* [AIM OF THE EXERCISE]: Collect all lines below with the string "index".

○ ○ ○ ○ ○

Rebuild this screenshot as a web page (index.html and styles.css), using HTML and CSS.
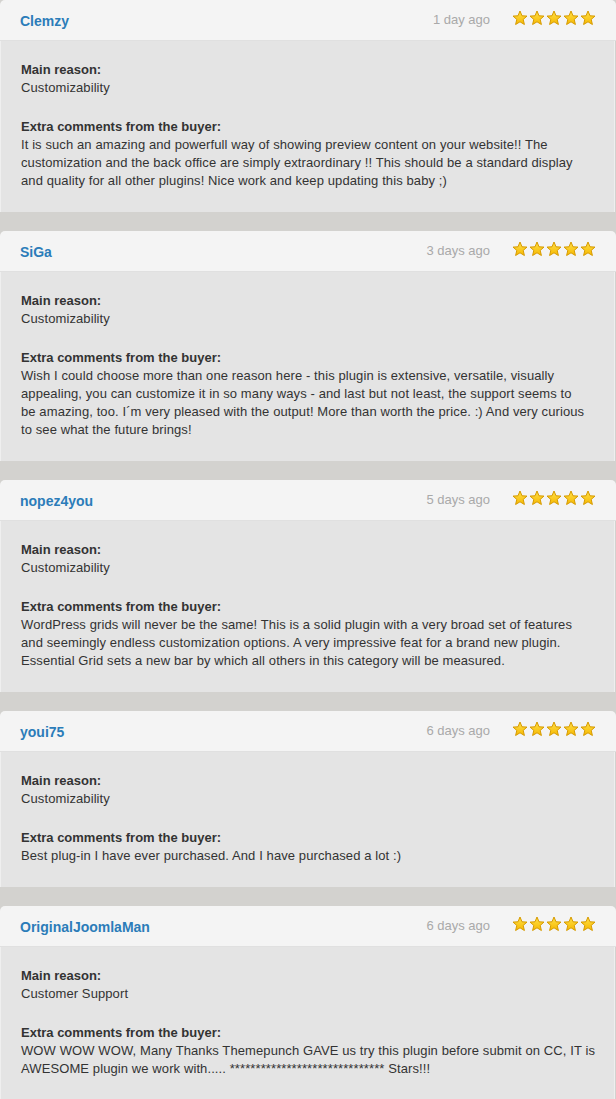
FILE: index.html
```html
<!DOCTYPE html>
<html lang="en">
<head>
    <meta charset="UTF-8">
    <meta name="viewport" content="width=device-width, initial-scale=1.0">
    <title>Reviews</title>
    <link rel="stylesheet" href="styles.css">
</head>
<body>
    <svg class="defs" width="0" height="0">
        <defs>
            <linearGradient id="starFill" x1="0" y1="0" x2="0" y2="1">
                <stop offset="0" stop-color="#ffe14a"/>
                <stop offset="1" stop-color="#f6b800"/>
            </linearGradient>
            <symbol id="star" viewBox="0 0 16 16">
                <polygon points="8,1 10,5.8 15,6.1 11.2,9.4 12.4,14.5 8,11.8 3.6,14.5 4.8,9.4 1,6.1 6,5.8"
                         fill="url(#starFill)" stroke="#d69a00" stroke-width="1" stroke-linejoin="round"/>
            </symbol>
        </defs>
    </svg>

    <div class="reviews">
        <div class="review">
            <div class="review-head">
                <span class="buyer">Clemzy</span>
                <span class="date">1 day ago</span>
                <span class="stars">
                    <svg><use href="#star"/></svg><svg><use href="#star"/></svg><svg><use href="#star"/></svg><svg><use href="#star"/></svg><svg><use href="#star"/></svg>
                </span>
            </div>
            <div class="review-body">
                <div class="label">Main reason:</div>
                <div>Customizability</div>
                <div class="label extra">Extra comments from the buyer:</div>
                <div>It is such an amazing and powerfull way of showing preview content on your website!! The customization and the back office are simply extraordinary !! This should be a standard display and quality for all other plugins! Nice work and keep updating this baby ;)</div>
            </div>
        </div>

        <div class="review">
            <div class="review-head">
                <span class="buyer">SiGa</span>
                <span class="date">3 days ago</span>
                <span class="stars">
                    <svg><use href="#star"/></svg><svg><use href="#star"/></svg><svg><use href="#star"/></svg><svg><use href="#star"/></svg><svg><use href="#star"/></svg>
                </span>
            </div>
            <div class="review-body">
                <div class="label">Main reason:</div>
                <div>Customizability</div>
                <div class="label extra">Extra comments from the buyer:</div>
                <div>Wish I could choose more than one reason here - this plugin is extensive, versatile, visually appealing, you can customize it in so many ways - and last but not least, the support seems to<br>be amazing, too. I´m very pleased with the output! More than worth the price. :) And very curious<br>to see what the future brings!</div>
            </div>
        </div>

        <div class="review">
            <div class="review-head">
                <span class="buyer">nopez4you</span>
                <span class="date">5 days ago</span>
                <span class="stars">
                    <svg><use href="#star"/></svg><svg><use href="#star"/></svg><svg><use href="#star"/></svg><svg><use href="#star"/></svg><svg><use href="#star"/></svg>
                </span>
            </div>
            <div class="review-body">
                <div class="label">Main reason:</div>
                <div>Customizability</div>
                <div class="label extra">Extra comments from the buyer:</div>
                <div>WordPress grids will never be the same! This is a solid plugin with a very broad set of features and seemingly endless customization options. A very impressive feat for a brand new plugin. Essential Grid sets a new bar by which all others in this category will be measured.</div>
            </div>
        </div>

        <div class="review">
            <div class="review-head">
                <span class="buyer">youi75</span>
                <span class="date">6 days ago</span>
                <span class="stars">
                    <svg><use href="#star"/></svg><svg><use href="#star"/></svg><svg><use href="#star"/></svg><svg><use href="#star"/></svg><svg><use href="#star"/></svg>
                </span>
            </div>
            <div class="review-body">
                <div class="label">Main reason:</div>
                <div>Customizability</div>
                <div class="label extra">Extra comments from the buyer:</div>
                <div>Best plug-in I have ever purchased. And I have purchased a lot :)</div>
            </div>
        </div>

        <div class="review">
            <div class="review-head">
                <span class="buyer">OriginalJoomlaMan</span>
                <span class="date">6 days ago</span>
                <span class="stars">
                    <svg><use href="#star"/></svg><svg><use href="#star"/></svg><svg><use href="#star"/></svg><svg><use href="#star"/></svg><svg><use href="#star"/></svg>
                </span>
            </div>
            <div class="review-body">
                <div class="label">Main reason:</div>
                <div>Customer Support</div>
                <div class="label extra">Extra comments from the buyer:</div>
                <div>WOW WOW WOW, Many Thanks Themepunch GAVE us try this plugin before submit on CC, IT is AWESOME plugin we work with..... ****************************** Stars!!!</div>
            </div>
        </div>
    </div>
</body>
</html>
```

FILE: styles.css
```css
* {
    margin: 0;
    padding: 0;
    box-sizing: border-box;
}

body {
    font-family: 'Liberation Sans', Arial, Helvetica, sans-serif;
    font-size: 13px;
    line-height: 18px;
    color: #333;
    background: #d3d2cf;
}

.defs {
    position: absolute;
    width: 0;
    height: 0;
}

.reviews {
    display: flex;
    flex-direction: column;
    gap: 19px;
}

.review-head {
    height: 41px;
    display: flex;
    align-items: center;
    padding: 0 20px;
    background: #f4f4f4;
    border-radius: 5px 5px 0 0;
    border-bottom: 1px solid #e0e0e0;
}

.buyer {
    font-size: 14px;
    font-weight: bold;
    color: #2b7cb9;
    margin-top: 2px;
    flex: 1;
}

.date {
    color: #a9a9a9;
    margin-top: -1px;
}

.stars {
    display: flex;
    gap: 1px;
    margin-left: 22px;
    margin-top: -4px;
}

.stars svg {
    width: 16px;
    height: 16px;
    display: block;
}

.review-body {
    background: #e4e4e4;
    border-left: 1px solid #efefef;
    border-right: 1px solid #efefef;
    margin-right: 1px;
    padding: 20px 17px 22px 20px;
    letter-spacing: 0.1px;
}

.label {
    font-weight: bold;
    letter-spacing: 0;
}

.extra {
    margin-top: 21px;
}
```
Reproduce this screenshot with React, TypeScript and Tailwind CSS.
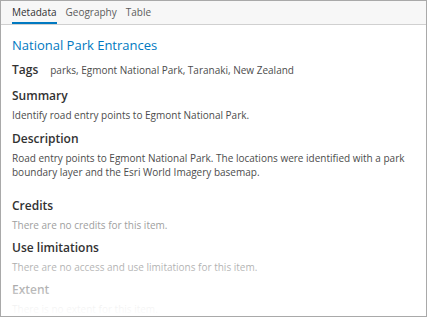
import React from "react";

const font = { fontFamily: '"Open Sans", "Noto Sans", sans-serif' };

function Section({ title, children }: { title: string; children: React.ReactNode }) {
  return (
    <div>
      <h3 className="text-[12px] font-semibold leading-[18px] text-[#323232]">{title}</h3>
      <div className="mt-[3px] text-[10px] leading-[14px]">{children}</div>
    </div>
  );
}

export default function App() {
  return (
    <div
      className="relative w-[427px] h-[317px] overflow-hidden border border-[#a9a9a9] bg-white text-[#4c4c4c]"
      style={font}
    >
      {/* tabs */}
      <div className="flex h-[24px] items-end gap-[9px] border-b border-[#d0d0d0] bg-[#f7f7f7] px-[11px]">
        <div className="border-b-2 border-[#0079c1] pb-[3px] text-[10px] leading-[14px] text-[#323232]">Metadata</div>
        <div className="pb-[5px] text-[10px] leading-[14px] text-[#5c5c5c]">Geography</div>
        <div className="pb-[5px] text-[10px] leading-[14px] text-[#5c5c5c]">Table</div>
      </div>

      <div className="px-[11px] pt-[11px]">
        <h1 className="text-[13px] leading-[18px] text-[#0079c1]">National Park Entrances</h1>

        <div className="mt-[7px] flex items-baseline gap-[12px]">
          <span className="text-[12px] font-semibold leading-[18px] text-[#323232]">Tags</span>
          <span className="text-[10px]">parks, Egmont National Park, Taranaki, New Zealand</span>
        </div>

        <div className="mt-[8px] flex flex-col gap-[8px]">
          <Section title="Summary">Identify road entry points to Egmont National Park.</Section>
          <Section title="Description">
            Road entry points to Egmont National Park. The locations were identified with a park
            boundary layer and the Esri World Imagery basemap.
          </Section>
        </div>

        <div className="mt-[18px] flex flex-col gap-[7px]">
          <Section title="Credits">
            <span className="text-[#a0a0a0]">There are no credits for this item.</span>
          </Section>
          <Section title="Use limitations">
            <span className="text-[#a0a0a0]">There are no access and use limitations for this item.</span>
          </Section>
          <Section title="Extent">
            <span className="text-[#a0a0a0]">There is no extent for this item.</span>
          </Section>
        </div>
      </div>

      {/* fade at the bottom */}
      <div className="pointer-events-none absolute inset-x-0 bottom-0 h-[60px] bg-gradient-to-b from-white/0 via-white/60 to-white" />
    </div>
  );
}
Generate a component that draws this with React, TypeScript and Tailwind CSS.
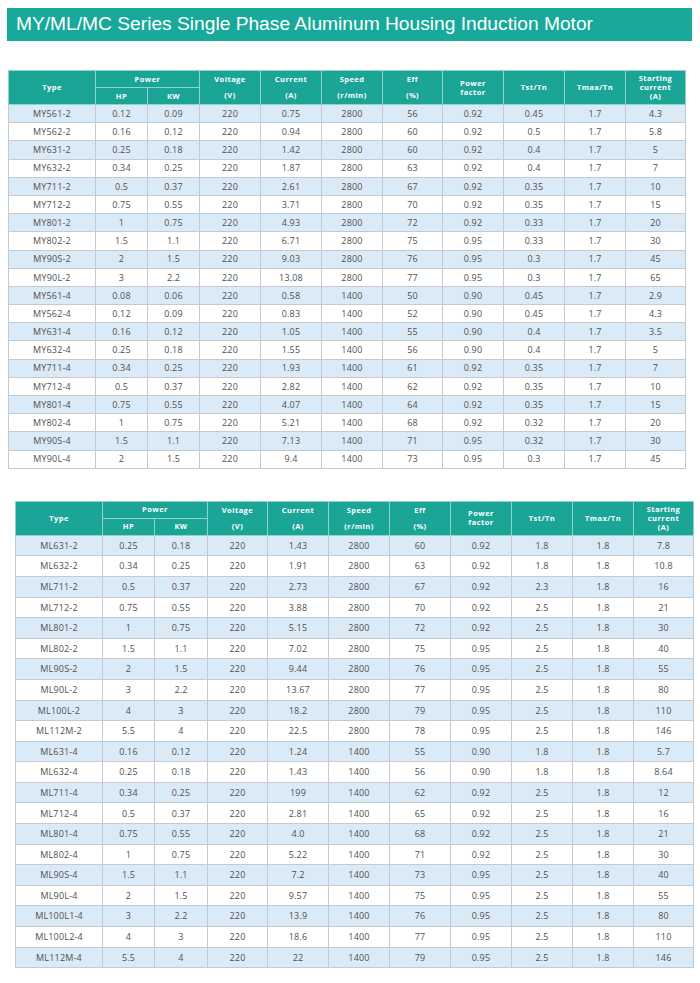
const t1: string[][] = [
  ['MY561-2', '0.12', '0.09', '220', '0.75', '2800', '56', '0.92', '0.45', '1.7', '4.3'],
  ['MY562-2', '0.16', '0.12', '220', '0.94', '2800', '60', '0.92', '0.5', '1.7', '5.8'],
  ['MY631-2', '0.25', '0.18', '220', '1.42', '2800', '60', '0.92', '0.4', '1.7', '5'],
  ['MY632-2', '0.34', '0.25', '220', '1.87', '2800', '63', '0.92', '0.4', '1.7', '7'],
  ['MY711-2', '0.5', '0.37', '220', '2.61', '2800', '67', '0.92', '0.35', '1.7', '10'],
  ['MY712-2', '0.75', '0.55', '220', '3.71', '2800', '70', '0.92', '0.35', '1.7', '15'],
  ['MY801-2', '1', '0.75', '220', '4.93', '2800', '72', '0.92', '0.33', '1.7', '20'],
  ['MY802-2', '1.5', '1.1', '220', '6.71', '2800', '75', '0.95', '0.33', '1.7', '30'],
  ['MY90S-2', '2', '1.5', '220', '9.03', '2800', '76', '0.95', '0.3', '1.7', '45'],
  ['MY90L-2', '3', '2.2', '220', '13.08', '2800', '77', '0.95', '0.3', '1.7', '65'],
  ['MY561-4', '0.08', '0.06', '220', '0.58', '1400', '50', '0.90', '0.45', '1.7', '2.9'],
  ['MY562-4', '0.12', '0.09', '220', '0.83', '1400', '52', '0.90', '0.45', '1.7', '4.3'],
  ['MY631-4', '0.16', '0.12', '220', '1.05', '1400', '55', '0.90', '0.4', '1.7', '3.5'],
  ['MY632-4', '0.25', '0.18', '220', '1.55', '1400', '56', '0.90', '0.4', '1.7', '5'],
  ['MY711-4', '0.34', '0.25', '220', '1.93', '1400', '61', '0.92', '0.35', '1.7', '7'],
  ['MY712-4', '0.5', '0.37', '220', '2.82', '1400', '62', '0.92', '0.35', '1.7', '10'],
  ['MY801-4', '0.75', '0.55', '220', '4.07', '1400', '64', '0.92', '0.35', '1.7', '15'],
  ['MY802-4', '1', '0.75', '220', '5.21', '1400', '68', '0.92', '0.32', '1.7', '20'],
  ['MY90S-4', '1.5', '1.1', '220', '7.13', '1400', '71', '0.95', '0.32', '1.7', '30'],
  ['MY90L-4', '2', '1.5', '220', '9.4', '1400', '73', '0.95', '0.3', '1.7', '45'],
];

const t2: string[][] = [
  ['ML631-2', '0.25', '0.18', '220', '1.43', '2800', '60', '0.92', '1.8', '1.8', '7.8'],
  ['ML632-2', '0.34', '0.25', '220', '1.91', '2800', '63', '0.92', '1.8', '1.8', '10.8'],
  ['ML711-2', '0.5', '0.37', '220', '2.73', '2800', '67', '0.92', '2.3', '1.8', '16'],
  ['ML712-2', '0.75', '0.55', '220', '3.88', '2800', '70', '0.92', '2.5', '1.8', '21'],
  ['ML801-2', '1', '0.75', '220', '5.15', '2800', '72', '0.92', '2.5', '1.8', '30'],
  ['ML802-2', '1.5', '1.1', '220', '7.02', '2800', '75', '0.95', '2.5', '1.8', '40'],
  ['ML90S-2', '2', '1.5', '220', '9.44', '2800', '76', '0.95', '2.5', '1.8', '55'],
  ['ML90L-2', '3', '2.2', '220', '13.67', '2800', '77', '0.95', '2.5', '1.8', '80'],
  ['ML100L-2', '4', '3', '220', '18.2', '2800', '79', '0.95', '2.5', '1.8', '110'],
  ['ML112M-2', '5.5', '4', '220', '22.5', '2800', '78', '0.95', '2.5', '1.8', '146'],
  ['ML631-4', '0.16', '0.12', '220', '1.24', '1400', '55', '0.90', '1.8', '1.8', '5.7'],
  ['ML632-4', '0.25', '0.18', '220', '1.43', '1400', '56', '0.90', '1.8', '1.8', '8.64'],
  ['ML711-4', '0.34', '0.25', '220', '199', '1400', '62', '0.92', '2.5', '1.8', '12'],
  ['ML712-4', '0.5', '0.37', '220', '2.81', '1400', '65', '0.92', '2.5', '1.8', '16'],
  ['ML801-4', '0.75', '0.55', '220', '4.0', '1400', '68', '0.92', '2.5', '1.8', '21'],
  ['ML802-4', '1', '0.75', '220', '5.22', '1400', '71', '0.92', '2.5', '1.8', '30'],
  ['ML90S-4', '1.5', '1.1', '220', '7.2', '1400', '73', '0.95', '2.5', '1.8', '40'],
  ['ML90L-4', '2', '1.5', '220', '9.57', '1400', '75', '0.95', '2.5', '1.8', '55'],
  ['ML100L1-4', '3', '2.2', '220', '13.9', '1400', '76', '0.95', '2.5', '1.8', '80'],
  ['ML100L2-4', '4', '3', '220', '18.6', '1400', '77', '0.95', '2.5', '1.8', '110'],
  ['ML112M-4', '5.5', '4', '220', '22', '1400', '79', '0.95', '2.5', '1.8', '146'],
];

const th = 'border border-[#8fd3ca] px-0 text-center align-middle font-bold text-white';

function SpecTable({ rows, widths, rowClass }: { rows: string[][]; widths: number[]; rowClass: string }) {
  return (
    <table className="table-fixed border-collapse font-['Open_Sans',sans-serif] text-[#505050]">
      <colgroup>
        {widths.map((w, i) => (
          <col key={i} style={{ width: w }} />
        ))}
      </colgroup>
      <thead className="bg-[#1ba597] text-[7.5px] leading-[9px] tracking-[0.06em]">
        <tr className="h-[17px]">
          <th rowSpan={2} className={th}>Type</th>
          <th colSpan={2} className={th}>Power</th>
          <th className={`${th} border-b-0`}>Voltage</th>
          <th className={`${th} border-b-0`}>Current</th>
          <th className={`${th} border-b-0`}>Speed</th>
          <th className={`${th} border-b-0`}>Eff</th>
          <th rowSpan={2} className={th}>Power<br />factor</th>
          <th rowSpan={2} className={th}>Tst/Tn</th>
          <th rowSpan={2} className={th}>Tmax/Tn</th>
          <th rowSpan={2} className={th}>Starting<br />current<br />(A)</th>
        </tr>
        <tr className="h-[17px]">
          <th className={th}>HP</th>
          <th className={th}>KW</th>
          <th className={`${th} border-t-0`}>(V)</th>
          <th className={`${th} border-t-0`}>(A)</th>
          <th className={`${th} border-t-0`}>(r/min)</th>
          <th className={`${th} border-t-0`}>(%)</th>
        </tr>
      </thead>
      <tbody className="text-[9px] tracking-[0.02em]">
        {rows.map((r, i) => (
          <tr key={r[0]} className={`${rowClass} ${i % 2 === 0 ? 'bg-[#dbeaf7]' : 'bg-white'}`}>
            {r.map((c, j) => (
              <td key={j} className="border border-[#c4cad1] p-0 text-center align-middle">
                {c}
              </td>
            ))}
          </tr>
        ))}
      </tbody>
    </table>
  );
}

export default function App() {
  return (
    <div className="h-[983px] w-[700px] bg-white pt-[8px]">
      <div className="ml-[7px] flex h-[33px] w-[685px] items-center bg-[#19a99a] pl-[9px]">
        <h1 className="font-['Liberation_Sans',Arial,sans-serif] text-[19.2px] font-normal tracking-[0em] text-white">
          MY/ML/MC Series Single Phase Aluminum Housing Induction Motor
        </h1>
      </div>
      <div className="ml-[8px] mt-[29px]">
        <SpecTable rows={t1} widths={[87, 52, 52, 61, 61, 61, 60, 61, 61, 61, 60]} rowClass="h-[18.2px]" />
      </div>
      <div className="ml-[15px] mt-[32px]">
        <SpecTable rows={t2} widths={[87, 52, 53, 60, 61, 61, 61, 61, 61, 61, 60]} rowClass="h-[20.6px]" />
      </div>
    </div>
  );
}
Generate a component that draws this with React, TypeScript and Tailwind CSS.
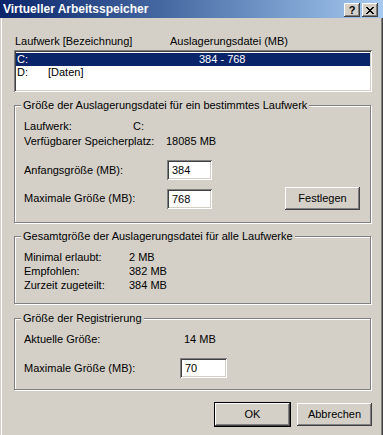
import type { ReactNode } from 'react'

const raised =
  'bg-[#d4d0c8] shadow-[inset_-1px_-1px_#404040,inset_1px_1px_#fff,inset_-2px_-2px_#808080,inset_2px_2px_#d4d0c8]'
const sunken =
  'bg-white shadow-[inset_1px_1px_#808080,inset_-1px_-1px_#fff,inset_2px_2px_#404040,inset_-2px_-2px_#d4d0c8]'

function Group({ title, className, children }: { title: string; className: string; children: ReactNode }) {
  // etched frame: gray line with a white line just below/right of it
  return (
    <div className={`relative mr-[1px] border border-[#808080] shadow-[1px_1px_0_#fff,inset_1px_1px_0_#fff] ${className}`}>
      <span className="absolute left-[6px] top-[-7px] h-[13px] bg-[#d4d0c8] px-[2px] leading-[13px]">{title}</span>
      {children}
    </div>
  )
}

function Field({ value, width }: { value: string; width: string }) {
  return (
    <div className={`${sunken} ${width} h-[20px] pl-[5px] leading-[20px]`}>{value}</div>
  )
}

function Button({ label, isDefault = false }: { label: string; isDefault?: boolean }) {
  return (
    <button
      className={`${raised} flex h-[23px] w-[75px] items-center justify-center ${isDefault ? 'outline outline-1 outline-black' : ''}`}
    >
      {label}
    </button>
  )
}

export default function App() {
  return (
    <div
      className="flex h-[435px] w-[383px] flex-col overflow-hidden bg-[#d4d0c8] text-[11px] text-black"
      style={{ fontFamily: '"Liberation Sans", Arial, sans-serif' }}
    >
      {/* title bar */}
      <div className="flex h-[18px] items-start bg-gradient-to-r from-[#0a246a] to-[#a6caf0] pl-[3px] pr-[5px]">
        <span className="mt-[2px] flex-1 text-[12px] font-bold leading-[14px] text-white">Virtueller Arbeitsspeicher</span>
        <div className="mt-[3px] flex gap-[2px]">
          <div className={`${raised} flex h-[14px] w-[16px] items-center justify-center text-[11px] font-bold leading-none`}>?</div>
          <div className={`${raised} flex h-[14px] w-[16px] items-center justify-center`}>
            <svg width="8" height="7" viewBox="0 0 8 7" shapeRendering="crispEdges">
              <path d="M0 0h2v1H0zM6 0h2v1H6zM1 1h2v1H1zM5 1h2v1H5zM2 2h4v1H2zM3 3h2v1H3zM2 4h4v1H2zM1 5h2v1H1zM5 5h2v1H5zM0 6h2v1H0zM6 6h2v1H6z" fill="#000" />
            </svg>
          </div>
        </div>
      </div>

      {/* body */}
      <div className="flex flex-1 flex-col pl-[14px] pr-[11px] shadow-[inset_1px_0_#d4d0c8,inset_2px_0_#fff,inset_-1px_0_#404040,inset_-2px_0_#808080]">
        <div className="mt-[17px] grid h-[13px] grid-cols-[155px_1fr] pl-[1px] leading-[13px]">
          <span>Laufwerk [Bezeichnung]</span>
          <span>Auslagerungsdatei (MB)</span>
        </div>

        <div className={`${sunken} mt-[2px] h-[42px] px-[2px] pt-[3px]`}>
          <div className="grid h-[13px] grid-cols-[31px_151px_1fr] bg-[#0a246a] pl-[1px] leading-[13px] text-white">
            <span>C:</span>
            <span></span>
            <span>384 - 768</span>
          </div>
          <div className="grid h-[13px] grid-cols-[31px_151px_1fr] pl-[1px] leading-[13px]">
            <span>D:</span>
            <span>[Daten]</span>
            <span></span>
          </div>
        </div>

        <Group title="Größe der Auslagerungsdatei für ein bestimmtes Laufwerk" className="mt-[13px] h-[118px] pl-[9px] pr-[10px] pt-[13px]">
          <div className="grid h-[15px] grid-cols-[109px_1fr] leading-[15px]">
            <span>Laufwerk:</span>
            <span>C:</span>
          </div>
          <div className="grid h-[15px] grid-cols-[142px_1fr] leading-[15px]">
            <span>Verfügbarer Speicherplatz:</span>
            <span>18085 MB</span>
          </div>
          <div className="mt-[11px] flex h-[20px] items-center">
            <span className="w-[143px]">Anfangsgröße (MB):</span>
            <Field value="384" width="w-[45px]" />
          </div>
          <div className="mt-[7px] flex h-[23px] items-center">
            <span className="w-[143px]">Maximale Größe (MB):</span>
            <Field value="768" width="w-[45px]" />
            <div className="flex-1" />
            <Button label="Festlegen" />
          </div>
        </Group>

        <Group title="Gesamtgröße der Auslagerungsdatei für alle Laufwerke" className="mt-[13px] h-[68px] pl-[9px] pt-[13px]">
          <div className="grid h-[14px] grid-cols-[105px_1fr] leading-[14px]">
            <span>Minimal erlaubt:</span>
            <span>2 MB</span>
          </div>
          <div className="grid h-[14px] grid-cols-[105px_1fr] leading-[14px]">
            <span>Empfohlen:</span>
            <span>382 MB</span>
          </div>
          <div className="grid h-[14px] grid-cols-[105px_1fr] leading-[14px]">
            <span>Zurzeit zugeteilt:</span>
            <span>384 MB</span>
          </div>
        </Group>

        <Group title="Größe der Registrierung" className="mt-[14px] h-[72px] pl-[9px] pt-[13px]">
          <div className="grid h-[14px] grid-cols-[160px_1fr] leading-[14px]">
            <span>Aktuelle Größe:</span>
            <span>14 MB</span>
          </div>
          <div className="mt-[12px] flex h-[20px] items-center">
            <span className="w-[156px]">Maximale Größe (MB):</span>
            <Field value="70" width="w-[47px]" />
          </div>
        </Group>

        <div className="mt-[13px] flex justify-end gap-[7px]">
          <Button label="OK" isDefault />
          <Button label="Abbrechen" />
        </div>
      </div>
    </div>
  )
}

○ ○ ○ ○ ○

* [TASK ANSWER]:
Rebuild this screenshot as a web page (index.html and styles.css), using HTML and CSS.
FILE: index.html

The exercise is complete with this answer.